He’s Not Interested

Dear Dr. Melanie,

This is my second marriage and my husband and I have been married since September of 2009. We don’t make love very much. We make love once every other month. I am 41 and he is 38. Most of the fighting we do is over sex. I am the one that wants its and he doesn’t. He doesn’t even like to kiss. I have tried to talk with him, and he either says I know we need to improve on things or he tells me its gets old talking about it and its always the same thing. I try to express to him that its not just about the sex its everything kiss, hand holding, cuddling. He says he has gotten comfortable in our relationship.
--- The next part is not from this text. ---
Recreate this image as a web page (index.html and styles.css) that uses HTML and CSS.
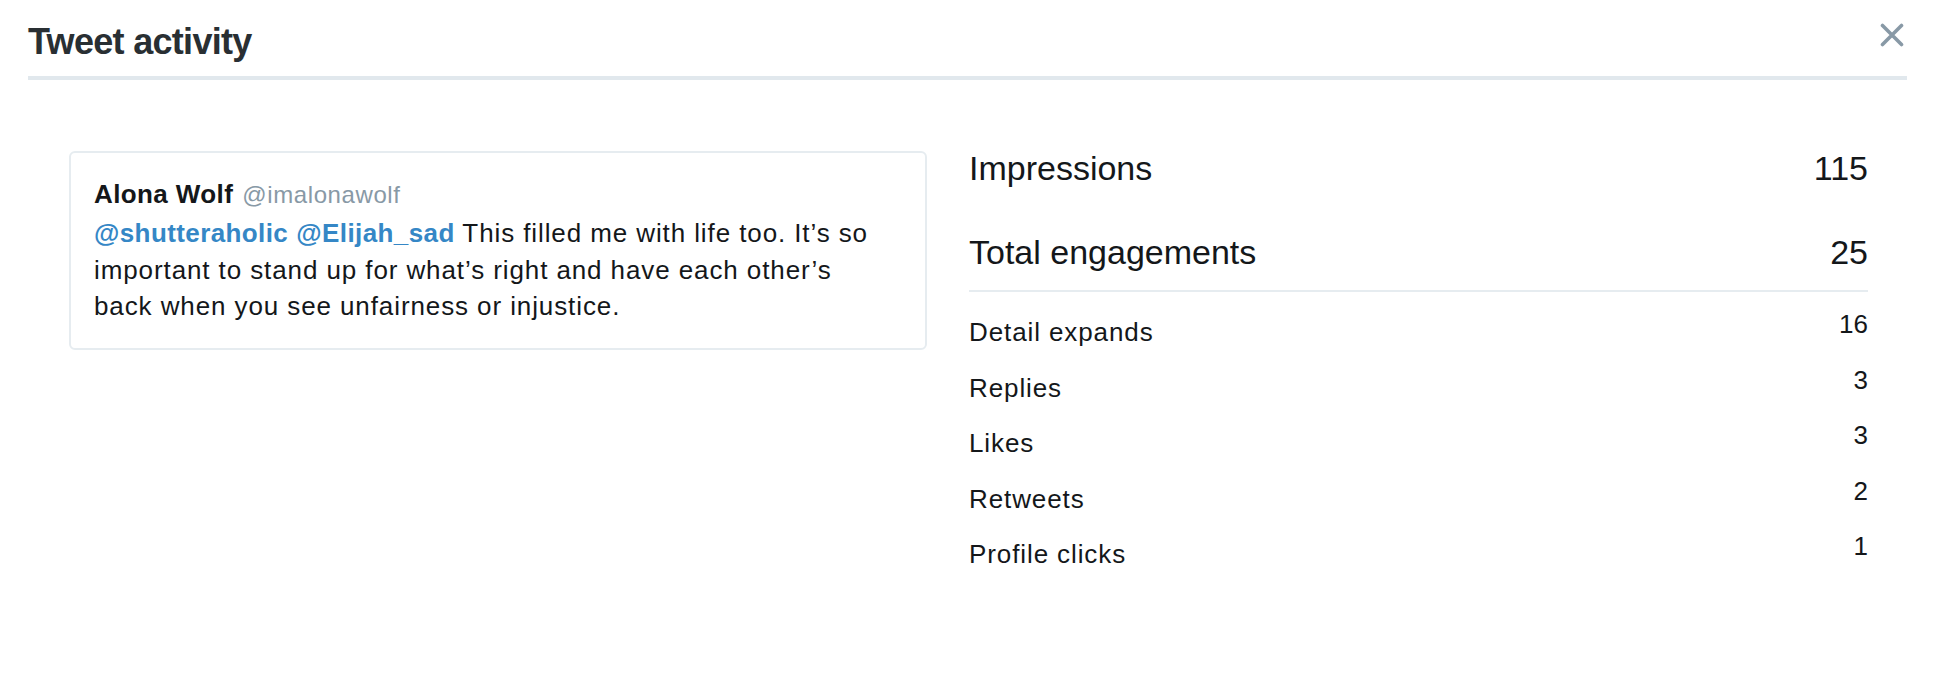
FILE: index.html
```html
<!DOCTYPE html>
<html lang="en">
<head>
<meta charset="utf-8">
<title>Tweet activity</title>
<link rel="stylesheet" href="styles.css">
</head>
<body>
<header class="header">
  <h1 class="title">Tweet activity</h1>
  <button class="close" aria-label="Close">
    <svg width="24" height="24" viewBox="0 0 24 24"><path d="M2.5 2.5 L21.5 21.5 M21.5 2.5 L2.5 21.5" stroke="#8899a6" stroke-width="3.6" stroke-linecap="round" fill="none"/></svg>
  </button>
</header>
<main class="main">
  <article class="card">
    <div class="author"><span class="name">Alona Wolf</span><span class="handle">@imalonawolf</span></div>
    <p class="text"><span class="mention">@shutteraholic</span> <span class="mention">@Elijah_sad</span> This filled me with life too. It’s so important to stand up for what’s right and have each other’s back when you see unfairness or injustice.</p>
  </article>
  <section class="stats">
    <div class="big-row"><span>Impressions</span><span>115</span></div>
    <div class="big-row"><span>Total engagements</span><span>25</span></div>
    <div class="sep"></div>
    <div class="row"><span class="label">Detail expands</span><span class="num">16</span></div>
    <div class="row"><span class="label">Replies</span><span class="num">3</span></div>
    <div class="row"><span class="label">Likes</span><span class="num">3</span></div>
    <div class="row"><span class="label">Retweets</span><span class="num">2</span></div>
    <div class="row"><span class="label">Profile clicks</span><span class="num">1</span></div>
  </section>
</main>
</body>
</html>
```
FILE: styles.css
```css
* { box-sizing: border-box; }
html, body { margin: 0; padding: 0; background: #fff; }
body {
  width: 1933px;
  height: 688px;
  overflow: hidden;
  font-family: "Liberation Sans", Arial, sans-serif;
  color: #14171a;
}
.header {
  display: flex;
  justify-content: space-between;
  align-items: flex-start;
  margin: 0 26px 0 28px;
  padding: 21px 3px 13px 0;
  border-bottom: 4px solid #e1e8ed;
}
.title {
  margin: 0;
  font-size: 36px;
  line-height: 42px;
  font-weight: 700;
  letter-spacing: -0.7px;
  color: #292f33;
}
.close {
  margin: 2px 0 0 0;
  padding: 0;
  border: 0;
  background: none;
  width: 24px;
  height: 24px;
  display: block;
}
.close svg { display: block; }
.main {
  display: flex;
  align-items: flex-start;
  padding: 66px 65px 0 69px;
}
.card {
  width: 858px;
  flex: none;
  margin-top: 5px;
  border: 2px solid #e6ecf0;
  border-radius: 6px;
  padding: 26px 40px 23px 23px;
}
.author {
  display: flex;
  align-items: baseline;
  gap: 9px;
  font-size: 26px;
  line-height: 30px;
  margin-bottom: 6px;
}
.name {
  font-weight: 700;
  letter-spacing: 0.4px;
  color: #14171a;
}
.handle {
  font-size: 24px;
  line-height: 28px;
  letter-spacing: 0.6px;
  color: #8899a6;
}
.text {
  margin: 0;
  font-size: 26px;
  line-height: 36.5px;
  letter-spacing: 0.9px;
  color: #14171a;
}
.mention {
  color: #3587c6;
  font-weight: 700;
  letter-spacing: 0.4px;
}
.stats {
  flex: 1;
  margin-left: 42px;
  display: flex;
  flex-direction: column;
}
.big-row {
  display: flex;
  justify-content: space-between;
  font-size: 34px;
  line-height: 44px;
  color: #14171a;
  margin-bottom: 40px;
}
.big-row:nth-of-type(2) { margin-bottom: 16px; }
.sep {
  height: 2px;
  background: #e6ecf0;
  margin-bottom: 22px;
}
.row {
  display: flex;
  justify-content: space-between;
  align-items: flex-start;
  font-size: 26px;
  line-height: 36px;
  letter-spacing: 0.9px;
  margin-bottom: 19.5px;
}
.num {
  margin-top: -8px;
  letter-spacing: 0;
}
```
I don’t know where to turn anymore this have been a problem for awhile.-Cold Shoulder

 

Dear Cold Shouldered,

I’m sorry that you feel so isolated from your husband in terms of affection, intimacy and sexual activity. I wish I could help you directly, but your situation requires different expertise. You and your husband have significant relationship issues to address, given that he seems to have no interest in showing you affection. He should have a complete physical exam, including blood work for Testosterone levels, to ensure that there is no medical reason for his lack of libido (sex drive). At the same time, make an appointment with a sex therapist — you can find a certified sex therapist in your area at www.AASECT.org. If your husband refuses to participate in problem solving, please see a therapist on your own because you will need to decide whether you want to continue living in an affection-free marriage.